Un successo, nonostante le difficoltà di organizzare una dimostrazione di massa nell’entità serba. “Soprattutto in tempi di crisi, è dura”, ha sottolineato Duško Vukotić, rappresentante dell’associazione dei veterani della RS, a Slobodna Bosna. “Qui, come in molte altre parti del paese, la gente che ha un lavoro spesso l’ha ottenuto, in un modo o nell’altro, attraverso legami con la politica. È normale che manifestare faccia paura, si temono le ritorsioni del governo, e di rimanere senza lavoro”.

Vukotić ha cominciato uno sciopero della fame per attirare l’attenzione dei media sulla difficile situazione economica di molti veterani, ancora in età lavorativa, che però sono disoccupati e vivono in condizioni di povertà.
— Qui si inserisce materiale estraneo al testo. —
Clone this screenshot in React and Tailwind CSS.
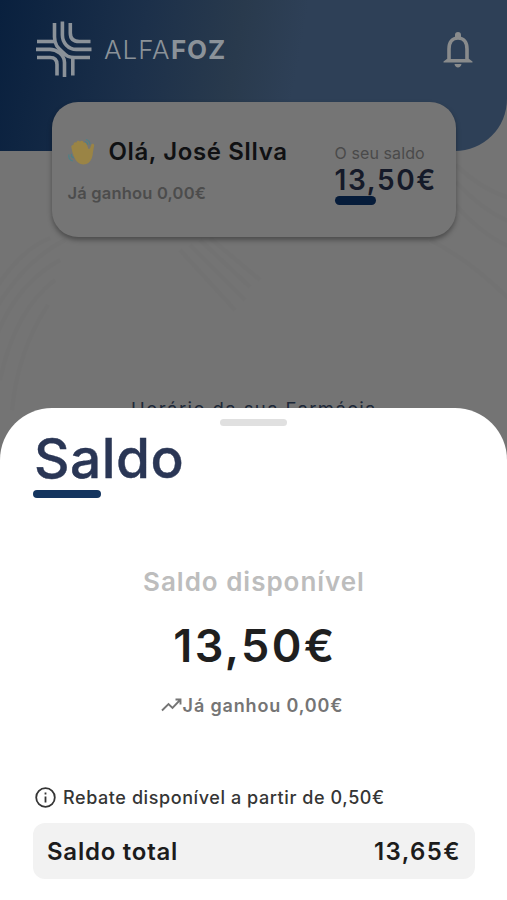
import React from 'react';

const Logo = () => (
  <svg className="ml-[35px] mt-[21px] h-[57px] w-[57px] shrink-0" viewBox="35 21 57 57" fill="none" stroke="#8b9299" strokeWidth="3.6">
    <path d="M54.500 23V37c0 8 3.500 11 8 15 4 4 6 5.500 12 5.500H90" />
    <path d="M62.400 21.500V35c0 8 6 14.400 14 14.400H91.500" />
    <path d="M70.300 23V33c0 6 3 8.500 9 8.500H90.500" />
    <path d="M37 41.500H55" />
    <path d="M36 49.400H50c6 0 14.500 5 14.500 13V77" />
    <path d="M37 57.500H50c5 0 7 2.500 7 7V75.500" />
    <path d="M72.800 75.500V58" />
  </svg>
);

const Bell = () => (
  <svg className="ml-auto mr-[34px] mt-[32px] h-[36px] w-[30px] shrink-0" viewBox="0 0 30 36" fill="none">
    <path d="M6 28.500V17c0-7 3.500-11 9-11s9 4 9 11v11.500" stroke="#898b8c" strokeWidth="3.600" />
    <path d="M12 5.500V3a3 3 0 0 1 6 0v2.500zM0.500 30.500v-1L4.500 26.500v.5h21v-.5l4 3v1zM11.500 32h7c-.5 4.500-6.500 4.500-7 0z" fill="#898b8c" />
  </svg>
);

const Wave = () => (
  <svg className="h-[28px] w-[28px]" viewBox="0 0 28 28" fill="none">
    <path d="M3.500 10c-.8-2 .5-3.500 2-3-.5-2 1.500-3.500 3-2.500 0-2 2.500-2.500 3.500-.8 1-1.800 3.500-1 3.500.8 2-.5 3 .8 3.500 2.500l1.500 4 1.500-.6 1.200-3.400c.6-2 3-1.600 3 .3l-1.200 6.700c-.4 5-1.500 8-4 10.500-3 2.500-8 2.500-11 0-3.500-3-5.500-9-6.500-14.500z" fill="#9a8445" />
    <path d="M18 1.500c2.500.5 4 2.500 4 5M16.800 3.500c1.700.3 2.700 1.500 2.700 3.200M1 16.500c-.8 3 .8 6 4 6.500M3.500 16c-.5 2 .5 3.500 2.300 4" stroke="#4d8187" strokeWidth="1.200" />
  </svg>
);

const Background = () => (
  <svg className="absolute inset-x-0 top-0 h-[460px] w-full" viewBox="0 0 507 460" fill="none" stroke="#6f6f6f" strokeWidth="4" opacity=".28">
    <path d="M-5 290Q20 250 50 238M-5 310Q25 260 65 240M-5 340Q15 285 60 260M0 380Q15 310 55 280M12 410Q18 350 48 305" />
    <path d="M180 250L235 310M190 245L245 300M200 240L250 287M210 238L260 280" />
    <path d="M456 165Q482 190 510 198M456 182Q482 210 510 222M456 205Q482 235 510 247M430 240Q470 260 510 300" />
  </svg>
);

const Header = () => (
  <div className="relative flex h-[151px] items-start rounded-br-[52px] bg-[linear-gradient(100deg,#09203e_0%,#1c304a_28%,#293a4d_46%,#2e4057_58%,#2e4057_100%)]">
    <Logo />
    <div className="ml-[12px] mt-[34px] flex text-[26px] leading-[32px] text-[#8b9299]">
      <span className="w-[67px] font-light tracking-[1px]">ALFA</span>
      <span className="font-bold tracking-[0.8px]">FOZ</span>
    </div>
    <Bell />
  </div>
);

const BalanceCard = () => (
  <div className="relative mx-auto -mt-[49px] flex h-[135px] w-[404px] justify-between rounded-[26px] bg-[#757575] pl-4 pr-[21px] shadow-[0_3px_5px_rgba(0,0,0,0.35)]">
    <div className="pt-[34px]">
      <div className="flex items-center">
        <Wave />
        <h1 className="ml-[13px] whitespace-nowrap text-[24px] font-semibold leading-[31px] tracking-[0.6px] text-[#101113]">Olá, José SIlva</h1>
      </div>
      <p className="mt-[15px] text-[16.5px] font-semibold leading-[22px] tracking-[0.2px] text-[#4c4c4c]">Já ganhou 0,00€</p>
    </div>
    <div className="w-[100px] whitespace-nowrap pt-[41px]">
      <p className="text-[16px] leading-5 tracking-[0.1px] text-[#4a4a4a]">O seu saldo</p>
      <p className="mt-[2px] text-[28px] font-semibold leading-[30px] tracking-[1.6px] text-[#151a29]">13,50€</p>
      <div className="mt-px h-[9px] w-[41px] rounded-full bg-[#061c3a]" />
    </div>
  </div>
);

const BalanceSheet = () => (
  <div className="absolute inset-x-0 bottom-0 flex h-[492px] flex-col rounded-t-[52px] bg-white">
    <div className="mx-auto mt-[11px] h-[7px] w-[67px] rounded-full bg-[#e0e0e0]" />
    <h2 className="ml-[34px] mt-[2px] h-[60px] text-[55px] font-medium leading-[60px] tracking-[0.5px] text-[#2a3655] [-webkit-text-stroke:0.4px_#2a3655]">Saldo</h2>
    <div className="ml-[33px] mt-[2px] h-[8px] w-[68px] rounded-full bg-[#14355f]" />
    <div className="mt-[68px] flex flex-col items-center whitespace-nowrap">
      <p className="pl-px text-[26px] font-semibold leading-[32px] tracking-[0.97px] text-[#bdbdbd]">Saldo disponível</p>
      <p className="mt-[20px] pl-[3px] text-[45px] font-semibold leading-[55px] tracking-[2.4px] text-[#1f1f1f]">13,50€</p>
      <div className="mt-[20px] flex h-6 items-center pr-[3px] text-[#757575]">
        <svg className="h-[14px] w-[22px]" viewBox="0 0 22 14" fill="none" stroke="currentColor" strokeWidth="1.9">
          <path d="M1 12.500L7.500 6l4 4 8-8.500M14.500 1.500h5v5" />
        </svg>
        <p className="text-[18px] font-semibold tracking-[0.85px]">Já ganhou 0,00€</p>
      </div>
    </div>
    <div className="ml-[35px] mt-[68px] flex h-6 items-center whitespace-nowrap text-[#353535]">
      <svg className="h-[21px] w-[21px]" viewBox="0 0 21 21" fill="none" stroke="currentColor" strokeWidth="1.800">
        <circle cx="10.500" cy="10.500" r="9.300" />
        <path d="M10.500 9.500v6M10.500 5.500v2" />
      </svg>
      <p className="ml-[7px] text-[18px] font-medium tracking-[0.58px]">Rebate disponível a partir de 0,50€</p>
    </div>
    <div className="ml-[33px] mr-8 mt-[14px] flex h-[56px] items-center justify-between rounded-xl bg-[#f2f2f2] px-[14px] pt-px text-[24px] font-semibold text-[#1c1c1c]">
      <span className="tracking-[0.75px]">Saldo total</span>
      <span className="tracking-[1.4px]">13,65€</span>
    </div>
  </div>
);

export default function App() {
  return (
    <div className="relative h-[900px] w-[507px] overflow-hidden bg-[#747474] font-['Inter',sans-serif]">
      <Background />
      <Header />
      <BalanceCard />
      <p className="relative mt-[160px] pl-px text-center text-[18.5px] leading-[24px] tracking-[1.4px] text-[#1d2838]">Horário da sua Farmácia</p>
      <BalanceSheet />
    </div>
  );
}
“Per squalificare la nostra protesta”, continua Vukotić, “le autorità hanno persino detto che dei membri dei ‘berretti verdi’ (appartenenti, cioè, al vecchio esercito bosgnacco degli anni della guerra) si sarebbero messi in viaggio per venire a protestare a Banja Luka. Secondo loro, farebbe tutto parte di un complotto per destabilizzare e diminuire l’autonomia della RS. È pazzesco, ma questo è il messaggio che sta cercando di trasmettere il nostro governo: se qualcuno si batte a Banja Luka per i propri diritti e la propria dignità, nel momento in cui delle persone della Federazione fanno lo stesso, diventa automaticamente un nemico della Republika Srpska”.

In settimana i veterani della RS sono stati ospitati anche in una trasmissione televisiva, ‘Pošteno’, sulla televisione federale, insieme ai loro antichi nemici dell’HVO, l’esercito croato bosniaco e dell’Armija bosniaca. “Ora combatteremo insieme per il nostro diritto ad avere un lavoro”, hanno detto all’unisono.